> [WHAT TO WORK ON]:
Restate each line word for word. Leave out every picture.
* Start *
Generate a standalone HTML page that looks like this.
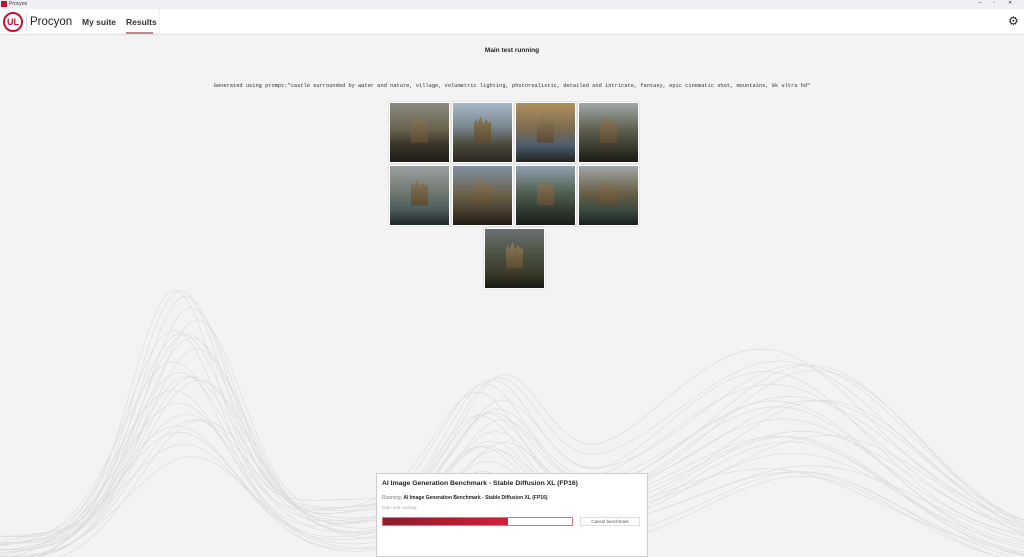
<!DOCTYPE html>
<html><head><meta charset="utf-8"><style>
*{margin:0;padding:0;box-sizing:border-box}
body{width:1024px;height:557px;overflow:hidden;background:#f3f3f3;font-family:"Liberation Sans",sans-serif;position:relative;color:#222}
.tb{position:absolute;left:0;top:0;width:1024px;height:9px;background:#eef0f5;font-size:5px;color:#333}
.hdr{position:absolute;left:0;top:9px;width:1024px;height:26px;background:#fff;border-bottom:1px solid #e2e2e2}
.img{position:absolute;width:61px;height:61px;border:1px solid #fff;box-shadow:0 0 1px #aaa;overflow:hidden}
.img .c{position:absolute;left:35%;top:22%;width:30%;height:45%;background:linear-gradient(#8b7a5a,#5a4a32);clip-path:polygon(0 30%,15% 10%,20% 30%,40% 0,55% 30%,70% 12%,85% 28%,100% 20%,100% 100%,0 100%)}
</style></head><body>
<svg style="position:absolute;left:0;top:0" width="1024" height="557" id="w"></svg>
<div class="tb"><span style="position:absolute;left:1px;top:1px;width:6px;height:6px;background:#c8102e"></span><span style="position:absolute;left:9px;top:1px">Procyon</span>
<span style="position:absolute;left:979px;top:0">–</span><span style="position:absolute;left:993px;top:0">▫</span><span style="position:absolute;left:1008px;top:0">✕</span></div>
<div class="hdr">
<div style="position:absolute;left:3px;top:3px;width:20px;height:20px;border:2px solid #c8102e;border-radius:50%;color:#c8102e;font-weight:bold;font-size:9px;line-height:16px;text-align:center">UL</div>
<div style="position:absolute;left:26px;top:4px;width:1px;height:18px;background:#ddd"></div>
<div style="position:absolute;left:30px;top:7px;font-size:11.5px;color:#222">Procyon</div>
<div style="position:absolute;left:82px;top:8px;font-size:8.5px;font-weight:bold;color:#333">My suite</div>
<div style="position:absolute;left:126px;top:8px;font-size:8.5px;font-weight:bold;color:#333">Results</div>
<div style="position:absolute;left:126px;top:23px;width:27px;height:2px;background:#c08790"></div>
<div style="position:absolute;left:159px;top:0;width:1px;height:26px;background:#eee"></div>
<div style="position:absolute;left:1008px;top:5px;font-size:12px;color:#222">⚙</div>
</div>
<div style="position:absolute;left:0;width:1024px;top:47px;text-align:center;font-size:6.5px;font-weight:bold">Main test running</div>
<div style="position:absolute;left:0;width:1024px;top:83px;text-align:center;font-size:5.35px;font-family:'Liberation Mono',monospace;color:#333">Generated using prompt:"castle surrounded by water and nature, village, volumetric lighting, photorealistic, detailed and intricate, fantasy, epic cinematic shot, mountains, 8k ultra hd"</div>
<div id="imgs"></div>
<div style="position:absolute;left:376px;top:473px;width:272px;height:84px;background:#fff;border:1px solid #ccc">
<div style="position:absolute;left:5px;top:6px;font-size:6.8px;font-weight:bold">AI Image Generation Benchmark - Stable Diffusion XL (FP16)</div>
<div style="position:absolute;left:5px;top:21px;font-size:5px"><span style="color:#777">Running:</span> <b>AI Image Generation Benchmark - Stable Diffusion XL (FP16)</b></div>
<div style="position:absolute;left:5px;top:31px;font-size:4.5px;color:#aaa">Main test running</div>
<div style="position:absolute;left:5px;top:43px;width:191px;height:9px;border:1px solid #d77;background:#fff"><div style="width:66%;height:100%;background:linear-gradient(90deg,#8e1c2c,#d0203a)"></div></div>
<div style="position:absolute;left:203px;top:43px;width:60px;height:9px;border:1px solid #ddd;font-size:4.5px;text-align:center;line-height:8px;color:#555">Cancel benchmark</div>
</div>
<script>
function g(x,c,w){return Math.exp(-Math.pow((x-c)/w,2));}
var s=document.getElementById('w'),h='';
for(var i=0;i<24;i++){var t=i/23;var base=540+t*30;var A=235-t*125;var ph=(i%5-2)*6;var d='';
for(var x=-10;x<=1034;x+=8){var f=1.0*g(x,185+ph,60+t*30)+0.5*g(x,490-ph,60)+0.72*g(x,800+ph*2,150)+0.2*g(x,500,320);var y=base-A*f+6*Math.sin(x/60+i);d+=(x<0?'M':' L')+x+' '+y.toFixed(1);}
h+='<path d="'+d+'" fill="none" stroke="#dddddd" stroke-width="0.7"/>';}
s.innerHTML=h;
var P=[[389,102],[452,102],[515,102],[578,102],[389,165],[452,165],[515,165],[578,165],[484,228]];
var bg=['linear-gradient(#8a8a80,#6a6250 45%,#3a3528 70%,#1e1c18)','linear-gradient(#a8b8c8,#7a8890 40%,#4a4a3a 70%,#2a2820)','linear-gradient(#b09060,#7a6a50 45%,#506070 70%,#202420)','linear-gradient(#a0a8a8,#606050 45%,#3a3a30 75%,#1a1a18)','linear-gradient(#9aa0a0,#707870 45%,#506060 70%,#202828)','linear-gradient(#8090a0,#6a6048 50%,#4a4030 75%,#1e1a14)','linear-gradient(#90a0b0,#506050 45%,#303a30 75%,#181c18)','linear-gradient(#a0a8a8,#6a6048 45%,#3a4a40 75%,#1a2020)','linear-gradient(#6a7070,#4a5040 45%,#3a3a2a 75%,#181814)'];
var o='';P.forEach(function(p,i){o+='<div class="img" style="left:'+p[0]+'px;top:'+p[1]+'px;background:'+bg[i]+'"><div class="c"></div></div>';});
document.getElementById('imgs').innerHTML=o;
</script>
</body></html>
* End *
> [SOLUTION]:
Generate a standalone HTML page that looks like this.
<!DOCTYPE html>
<html><head><meta charset="utf-8"><style>
*{margin:0;padding:0;box-sizing:border-box}
body{width:1024px;height:557px;overflow:hidden;background:#f3f3f3;font-family:"Liberation Sans",sans-serif;position:relative;color:#222}
.tb{position:absolute;left:0;top:0;width:1024px;height:9px;background:#eef0f5;font-size:5px;color:#333}
.hdr{position:absolute;left:0;top:9px;width:1024px;height:26px;background:#fff;border-bottom:1px solid #e2e2e2}
.img{position:absolute;width:61px;height:61px;border:1px solid #fff;box-shadow:0 0 1px #aaa;overflow:hidden}
.img .c{position:absolute;left:35%;top:22%;width:30%;height:45%;background:linear-gradient(#8b7a5a,#5a4a32);clip-path:polygon(0 30%,15% 10%,20% 30%,40% 0,55% 30%,70% 12%,85% 28%,100% 20%,100% 100%,0 100%)}
</style></head><body>
<svg style="position:absolute;left:0;top:0" width="1024" height="557" id="w"></svg>
<div class="tb"><span style="position:absolute;left:1px;top:1px;width:6px;height:6px;background:#c8102e"></span><span style="position:absolute;left:9px;top:1px">Procyon</span>
<span style="position:absolute;left:979px;top:0">–</span><span style="position:absolute;left:993px;top:0">▫</span><span style="position:absolute;left:1008px;top:0">✕</span></div>
<div class="hdr">
<div style="position:absolute;left:3px;top:3px;width:20px;height:20px;border:2px solid #c8102e;border-radius:50%;color:#c8102e;font-weight:bold;font-size:9px;line-height:16px;text-align:center">UL</div>
<div style="position:absolute;left:26px;top:4px;width:1px;height:18px;background:#ddd"></div>
<div style="position:absolute;left:30px;top:7px;font-size:11.5px;color:#222">Procyon</div>
<div style="position:absolute;left:82px;top:8px;font-size:8.5px;font-weight:bold;color:#333">My suite</div>
<div style="position:absolute;left:126px;top:8px;font-size:8.5px;font-weight:bold;color:#333">Results</div>
<div style="position:absolute;left:126px;top:23px;width:27px;height:2px;background:#c08790"></div>
<div style="position:absolute;left:159px;top:0;width:1px;height:26px;background:#eee"></div>
<div style="position:absolute;left:1008px;top:5px;font-size:12px;color:#222">⚙</div>
</div>
<div style="position:absolute;left:0;width:1024px;top:47px;text-align:center;font-size:6.5px;font-weight:bold">Main test running</div>
<div style="position:absolute;left:0;width:1024px;top:83px;text-align:center;font-size:5.35px;font-family:'Liberation Mono',monospace;color:#333">Generated using prompt:"castle surrounded by water and nature, village, volumetric lighting, photorealistic, detailed and intricate, fantasy, epic cinematic shot, mountains, 8k ultra hd"</div>
<div id="imgs"></div>
<div style="position:absolute;left:376px;top:473px;width:272px;height:84px;background:#fff;border:1px solid #ccc">
<div style="position:absolute;left:5px;top:6px;font-size:6.8px;font-weight:bold">AI Image Generation Benchmark - Stable Diffusion XL (FP16)</div>
<div style="position:absolute;left:5px;top:21px;font-size:5px"><span style="color:#777">Running:</span> <b>AI Image Generation Benchmark - Stable Diffusion XL (FP16)</b></div>
<div style="position:absolute;left:5px;top:31px;font-size:4.5px;color:#aaa">Main test running</div>
<div style="position:absolute;left:5px;top:43px;width:191px;height:9px;border:1px solid #d77;background:#fff"><div style="width:66%;height:100%;background:linear-gradient(90deg,#8e1c2c,#d0203a)"></div></div>
<div style="position:absolute;left:203px;top:43px;width:60px;height:9px;border:1px solid #ddd;font-size:4.5px;text-align:center;line-height:8px;color:#555">Cancel benchmark</div>
</div>
<script>
function g(x,c,w){return Math.exp(-Math.pow((x-c)/w,2));}
var s=document.getElementById('w'),h='';
for(var i=0;i<24;i++){var t=i/23;var base=540+t*30;var A=235-t*125;var ph=(i%5-2)*6;var d='';
for(var x=-10;x<=1034;x+=8){var f=1.0*g(x,185+ph,60+t*30)+0.5*g(x,490-ph,60)+0.72*g(x,800+ph*2,150)+0.2*g(x,500,320);var y=base-A*f+6*Math.sin(x/60+i);d+=(x<0?'M':' L')+x+' '+y.toFixed(1);}
h+='<path d="'+d+'" fill="none" stroke="#dddddd" stroke-width="0.7"/>';}
s.innerHTML=h;
var P=[[389,102],[452,102],[515,102],[578,102],[389,165],[452,165],[515,165],[578,165],[484,228]];
var bg=['linear-gradient(#8a8a80,#6a6250 45%,#3a3528 70%,#1e1c18)','linear-gradient(#a8b8c8,#7a8890 40%,#4a4a3a 70%,#2a2820)','linear-gradient(#b09060,#7a6a50 45%,#506070 70%,#202420)','linear-gradient(#a0a8a8,#606050 45%,#3a3a30 75%,#1a1a18)','linear-gradient(#9aa0a0,#707870 45%,#506060 70%,#202828)','linear-gradient(#8090a0,#6a6048 50%,#4a4030 75%,#1e1a14)','linear-gradient(#90a0b0,#506050 45%,#303a30 75%,#181c18)','linear-gradient(#a0a8a8,#6a6048 45%,#3a4a40 75%,#1a2020)','linear-gradient(#6a7070,#4a5040 45%,#3a3a2a 75%,#181814)'];
var o='';P.forEach(function(p,i){o+='<div class="img" style="left:'+p[0]+'px;top:'+p[1]+'px;background:'+bg[i]+'"><div class="c"></div></div>';});
document.getElementById('imgs').innerHTML=o;
</script>
</body></html>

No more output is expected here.